Interface markup and scripts

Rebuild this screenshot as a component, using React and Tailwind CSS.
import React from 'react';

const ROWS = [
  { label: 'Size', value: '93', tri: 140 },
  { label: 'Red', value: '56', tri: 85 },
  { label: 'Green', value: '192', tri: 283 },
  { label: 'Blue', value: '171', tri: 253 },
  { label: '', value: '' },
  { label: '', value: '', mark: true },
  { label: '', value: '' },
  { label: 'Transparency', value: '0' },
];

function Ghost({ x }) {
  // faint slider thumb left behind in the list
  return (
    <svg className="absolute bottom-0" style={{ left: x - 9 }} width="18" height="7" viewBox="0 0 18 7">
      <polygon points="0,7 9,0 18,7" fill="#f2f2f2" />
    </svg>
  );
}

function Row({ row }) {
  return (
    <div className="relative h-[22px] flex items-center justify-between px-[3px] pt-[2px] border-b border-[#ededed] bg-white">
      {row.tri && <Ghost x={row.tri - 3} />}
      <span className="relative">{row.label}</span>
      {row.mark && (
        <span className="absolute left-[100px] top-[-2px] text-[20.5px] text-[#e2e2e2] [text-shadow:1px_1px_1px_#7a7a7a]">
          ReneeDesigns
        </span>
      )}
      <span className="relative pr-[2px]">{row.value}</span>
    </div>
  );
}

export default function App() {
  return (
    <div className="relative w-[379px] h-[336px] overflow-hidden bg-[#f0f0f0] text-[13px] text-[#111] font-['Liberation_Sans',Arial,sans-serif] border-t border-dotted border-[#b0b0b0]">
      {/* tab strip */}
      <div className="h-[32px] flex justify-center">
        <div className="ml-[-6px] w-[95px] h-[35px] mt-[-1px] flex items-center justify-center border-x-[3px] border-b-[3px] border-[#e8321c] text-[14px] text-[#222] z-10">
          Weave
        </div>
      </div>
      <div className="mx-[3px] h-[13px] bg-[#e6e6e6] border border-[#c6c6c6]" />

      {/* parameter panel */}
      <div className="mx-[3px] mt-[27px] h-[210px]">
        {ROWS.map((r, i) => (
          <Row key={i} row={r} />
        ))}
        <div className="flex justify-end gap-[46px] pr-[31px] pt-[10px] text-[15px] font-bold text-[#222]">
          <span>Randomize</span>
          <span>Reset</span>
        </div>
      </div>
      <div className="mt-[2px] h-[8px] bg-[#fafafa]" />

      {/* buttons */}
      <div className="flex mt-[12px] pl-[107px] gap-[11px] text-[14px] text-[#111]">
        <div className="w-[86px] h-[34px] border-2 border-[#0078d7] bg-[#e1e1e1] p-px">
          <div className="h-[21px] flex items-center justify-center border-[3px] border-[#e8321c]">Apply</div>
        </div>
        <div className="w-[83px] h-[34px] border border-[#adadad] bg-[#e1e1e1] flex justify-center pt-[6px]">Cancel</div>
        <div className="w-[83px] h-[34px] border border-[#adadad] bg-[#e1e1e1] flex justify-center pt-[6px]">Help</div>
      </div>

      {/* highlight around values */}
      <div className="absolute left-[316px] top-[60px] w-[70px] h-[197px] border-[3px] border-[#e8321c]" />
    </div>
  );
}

...

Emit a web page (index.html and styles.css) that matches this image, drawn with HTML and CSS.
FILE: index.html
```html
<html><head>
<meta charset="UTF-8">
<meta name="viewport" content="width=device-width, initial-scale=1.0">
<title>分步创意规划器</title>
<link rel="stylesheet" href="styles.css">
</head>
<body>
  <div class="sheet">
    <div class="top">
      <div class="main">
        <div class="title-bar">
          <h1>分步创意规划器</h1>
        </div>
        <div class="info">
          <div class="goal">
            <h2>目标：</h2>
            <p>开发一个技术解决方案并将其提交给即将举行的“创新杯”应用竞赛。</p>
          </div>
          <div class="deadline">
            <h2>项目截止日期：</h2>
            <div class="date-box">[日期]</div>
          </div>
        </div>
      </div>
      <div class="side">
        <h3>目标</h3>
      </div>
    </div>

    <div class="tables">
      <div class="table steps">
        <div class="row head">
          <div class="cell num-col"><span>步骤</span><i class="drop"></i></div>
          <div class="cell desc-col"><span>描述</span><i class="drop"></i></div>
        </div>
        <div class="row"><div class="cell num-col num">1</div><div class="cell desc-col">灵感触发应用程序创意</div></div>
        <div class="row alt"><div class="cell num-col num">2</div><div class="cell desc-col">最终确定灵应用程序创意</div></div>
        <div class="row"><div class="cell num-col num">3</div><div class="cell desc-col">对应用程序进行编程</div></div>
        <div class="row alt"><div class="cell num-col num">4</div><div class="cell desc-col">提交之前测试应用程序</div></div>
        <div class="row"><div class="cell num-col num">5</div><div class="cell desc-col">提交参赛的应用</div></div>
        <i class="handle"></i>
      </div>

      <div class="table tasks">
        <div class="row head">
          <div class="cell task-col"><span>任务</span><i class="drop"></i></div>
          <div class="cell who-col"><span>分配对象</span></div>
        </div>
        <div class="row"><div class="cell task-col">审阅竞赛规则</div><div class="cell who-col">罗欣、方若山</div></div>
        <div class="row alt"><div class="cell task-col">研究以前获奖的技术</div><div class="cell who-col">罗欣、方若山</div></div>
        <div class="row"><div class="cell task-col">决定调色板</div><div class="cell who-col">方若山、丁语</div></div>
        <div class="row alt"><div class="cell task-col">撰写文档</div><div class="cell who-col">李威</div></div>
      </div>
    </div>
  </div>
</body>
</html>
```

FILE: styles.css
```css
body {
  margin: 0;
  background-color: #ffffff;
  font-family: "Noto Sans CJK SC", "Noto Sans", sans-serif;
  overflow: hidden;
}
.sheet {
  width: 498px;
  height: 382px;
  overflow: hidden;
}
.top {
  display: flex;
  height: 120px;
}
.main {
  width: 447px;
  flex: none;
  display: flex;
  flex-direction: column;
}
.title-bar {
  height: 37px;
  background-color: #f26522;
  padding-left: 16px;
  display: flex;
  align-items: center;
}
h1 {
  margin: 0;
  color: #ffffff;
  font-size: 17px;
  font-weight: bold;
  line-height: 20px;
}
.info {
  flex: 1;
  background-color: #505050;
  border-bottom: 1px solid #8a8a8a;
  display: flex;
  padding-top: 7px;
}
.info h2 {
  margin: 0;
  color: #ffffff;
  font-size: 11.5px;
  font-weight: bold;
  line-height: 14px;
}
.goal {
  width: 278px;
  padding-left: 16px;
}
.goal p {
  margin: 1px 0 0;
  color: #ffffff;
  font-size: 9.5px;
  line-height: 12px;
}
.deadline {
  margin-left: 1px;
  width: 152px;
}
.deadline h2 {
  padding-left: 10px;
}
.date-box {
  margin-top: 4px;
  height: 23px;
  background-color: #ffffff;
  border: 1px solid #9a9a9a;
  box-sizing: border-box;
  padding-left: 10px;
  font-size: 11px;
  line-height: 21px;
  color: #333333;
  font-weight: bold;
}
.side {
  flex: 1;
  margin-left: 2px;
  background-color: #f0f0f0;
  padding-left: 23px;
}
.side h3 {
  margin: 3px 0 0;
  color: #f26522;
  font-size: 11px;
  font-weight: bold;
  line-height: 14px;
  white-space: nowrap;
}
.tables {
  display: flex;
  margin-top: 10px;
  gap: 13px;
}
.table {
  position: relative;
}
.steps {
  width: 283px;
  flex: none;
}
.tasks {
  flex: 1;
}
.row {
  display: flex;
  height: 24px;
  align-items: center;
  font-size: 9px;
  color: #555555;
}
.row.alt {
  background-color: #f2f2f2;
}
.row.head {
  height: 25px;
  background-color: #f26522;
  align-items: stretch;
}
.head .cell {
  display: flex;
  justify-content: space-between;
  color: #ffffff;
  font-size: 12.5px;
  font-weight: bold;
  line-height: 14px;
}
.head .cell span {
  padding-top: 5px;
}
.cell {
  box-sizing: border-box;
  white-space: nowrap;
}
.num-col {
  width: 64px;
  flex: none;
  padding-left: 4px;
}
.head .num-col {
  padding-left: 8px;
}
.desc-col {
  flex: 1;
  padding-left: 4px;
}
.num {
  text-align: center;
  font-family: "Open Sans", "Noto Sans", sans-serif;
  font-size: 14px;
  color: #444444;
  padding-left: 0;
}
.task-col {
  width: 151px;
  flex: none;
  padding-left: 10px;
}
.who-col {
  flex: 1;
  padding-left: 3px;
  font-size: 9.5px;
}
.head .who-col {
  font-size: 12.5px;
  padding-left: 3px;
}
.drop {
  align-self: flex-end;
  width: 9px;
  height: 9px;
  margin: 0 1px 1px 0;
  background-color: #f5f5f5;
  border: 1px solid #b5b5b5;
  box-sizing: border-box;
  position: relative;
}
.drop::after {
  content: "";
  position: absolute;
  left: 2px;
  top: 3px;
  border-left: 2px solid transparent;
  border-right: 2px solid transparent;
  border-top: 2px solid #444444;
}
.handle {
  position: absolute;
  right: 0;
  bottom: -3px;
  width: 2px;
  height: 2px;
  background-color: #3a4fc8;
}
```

* * *

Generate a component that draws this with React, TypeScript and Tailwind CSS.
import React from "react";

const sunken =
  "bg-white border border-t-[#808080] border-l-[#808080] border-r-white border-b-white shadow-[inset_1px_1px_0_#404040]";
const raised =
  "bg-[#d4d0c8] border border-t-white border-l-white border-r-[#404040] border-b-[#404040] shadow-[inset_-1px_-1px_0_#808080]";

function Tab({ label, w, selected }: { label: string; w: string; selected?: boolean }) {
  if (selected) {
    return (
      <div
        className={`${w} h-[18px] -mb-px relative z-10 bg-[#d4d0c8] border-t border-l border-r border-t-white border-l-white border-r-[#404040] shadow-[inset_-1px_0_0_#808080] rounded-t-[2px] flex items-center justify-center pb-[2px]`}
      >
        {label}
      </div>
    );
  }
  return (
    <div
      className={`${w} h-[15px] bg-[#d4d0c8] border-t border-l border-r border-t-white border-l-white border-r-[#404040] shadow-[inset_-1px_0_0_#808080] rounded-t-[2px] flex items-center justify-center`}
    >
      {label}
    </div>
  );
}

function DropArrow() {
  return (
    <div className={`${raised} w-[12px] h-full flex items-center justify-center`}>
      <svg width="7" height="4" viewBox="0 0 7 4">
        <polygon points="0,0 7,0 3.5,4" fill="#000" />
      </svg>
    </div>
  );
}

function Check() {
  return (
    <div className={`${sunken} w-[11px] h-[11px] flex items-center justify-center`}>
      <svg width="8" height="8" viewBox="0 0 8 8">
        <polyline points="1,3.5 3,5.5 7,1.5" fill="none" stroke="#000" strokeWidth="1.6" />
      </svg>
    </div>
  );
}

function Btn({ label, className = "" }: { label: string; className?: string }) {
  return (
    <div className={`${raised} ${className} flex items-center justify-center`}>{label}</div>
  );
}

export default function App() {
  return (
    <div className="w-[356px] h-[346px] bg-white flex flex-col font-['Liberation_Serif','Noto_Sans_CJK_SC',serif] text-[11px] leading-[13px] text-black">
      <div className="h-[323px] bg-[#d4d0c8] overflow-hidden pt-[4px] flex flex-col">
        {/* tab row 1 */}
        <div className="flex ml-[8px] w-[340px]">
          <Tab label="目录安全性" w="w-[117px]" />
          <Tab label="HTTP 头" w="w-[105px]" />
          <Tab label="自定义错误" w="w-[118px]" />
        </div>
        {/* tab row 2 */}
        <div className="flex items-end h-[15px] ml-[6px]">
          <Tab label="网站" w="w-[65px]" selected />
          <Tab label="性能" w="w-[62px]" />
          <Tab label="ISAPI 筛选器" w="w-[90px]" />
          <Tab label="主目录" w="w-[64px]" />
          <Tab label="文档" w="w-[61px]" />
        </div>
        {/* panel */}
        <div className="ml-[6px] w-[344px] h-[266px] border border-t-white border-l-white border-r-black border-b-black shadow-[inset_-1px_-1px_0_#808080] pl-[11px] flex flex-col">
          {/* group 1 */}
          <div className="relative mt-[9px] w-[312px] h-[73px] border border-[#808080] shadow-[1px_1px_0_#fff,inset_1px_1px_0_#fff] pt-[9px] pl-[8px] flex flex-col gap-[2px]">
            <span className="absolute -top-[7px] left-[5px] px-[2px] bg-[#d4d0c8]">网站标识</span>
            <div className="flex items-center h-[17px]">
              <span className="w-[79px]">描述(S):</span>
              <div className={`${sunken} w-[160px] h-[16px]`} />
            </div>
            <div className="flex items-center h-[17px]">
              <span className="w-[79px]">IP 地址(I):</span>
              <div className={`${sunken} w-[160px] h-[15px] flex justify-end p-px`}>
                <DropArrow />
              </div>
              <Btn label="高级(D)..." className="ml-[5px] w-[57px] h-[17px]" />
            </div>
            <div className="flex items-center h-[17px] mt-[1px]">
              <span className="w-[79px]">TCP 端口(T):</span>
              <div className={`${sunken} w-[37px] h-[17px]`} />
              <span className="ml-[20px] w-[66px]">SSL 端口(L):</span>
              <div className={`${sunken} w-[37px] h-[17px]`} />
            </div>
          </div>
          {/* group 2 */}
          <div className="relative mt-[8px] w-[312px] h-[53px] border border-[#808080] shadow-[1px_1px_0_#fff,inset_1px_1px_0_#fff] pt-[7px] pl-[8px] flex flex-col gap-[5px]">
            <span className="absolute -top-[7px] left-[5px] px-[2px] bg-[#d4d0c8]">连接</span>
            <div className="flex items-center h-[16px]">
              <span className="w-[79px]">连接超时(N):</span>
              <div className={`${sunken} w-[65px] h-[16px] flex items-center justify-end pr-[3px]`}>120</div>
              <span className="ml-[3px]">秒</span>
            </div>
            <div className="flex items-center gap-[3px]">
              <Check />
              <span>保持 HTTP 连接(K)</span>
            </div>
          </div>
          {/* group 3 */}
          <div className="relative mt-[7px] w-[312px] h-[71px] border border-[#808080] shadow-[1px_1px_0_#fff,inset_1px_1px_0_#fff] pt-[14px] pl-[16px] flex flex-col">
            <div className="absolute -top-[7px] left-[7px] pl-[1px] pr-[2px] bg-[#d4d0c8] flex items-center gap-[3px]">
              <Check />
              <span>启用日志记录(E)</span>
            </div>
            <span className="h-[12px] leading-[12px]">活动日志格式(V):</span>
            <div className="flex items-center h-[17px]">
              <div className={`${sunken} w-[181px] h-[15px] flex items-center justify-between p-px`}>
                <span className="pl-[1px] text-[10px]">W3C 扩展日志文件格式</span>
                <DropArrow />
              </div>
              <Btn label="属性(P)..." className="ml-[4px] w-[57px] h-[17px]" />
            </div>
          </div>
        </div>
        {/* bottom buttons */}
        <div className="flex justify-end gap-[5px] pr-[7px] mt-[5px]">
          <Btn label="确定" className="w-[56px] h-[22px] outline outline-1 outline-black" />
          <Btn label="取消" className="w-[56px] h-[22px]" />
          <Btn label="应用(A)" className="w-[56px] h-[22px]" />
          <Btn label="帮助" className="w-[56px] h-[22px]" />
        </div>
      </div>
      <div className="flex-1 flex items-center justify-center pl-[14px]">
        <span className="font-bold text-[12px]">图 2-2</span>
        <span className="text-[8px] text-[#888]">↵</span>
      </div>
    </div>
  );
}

* **TASK TO CARRY OUT**
Tally the lines of the data that hold the string "component". Answer with the number and nothing more.

* **EXERCISE OUTPUT**
2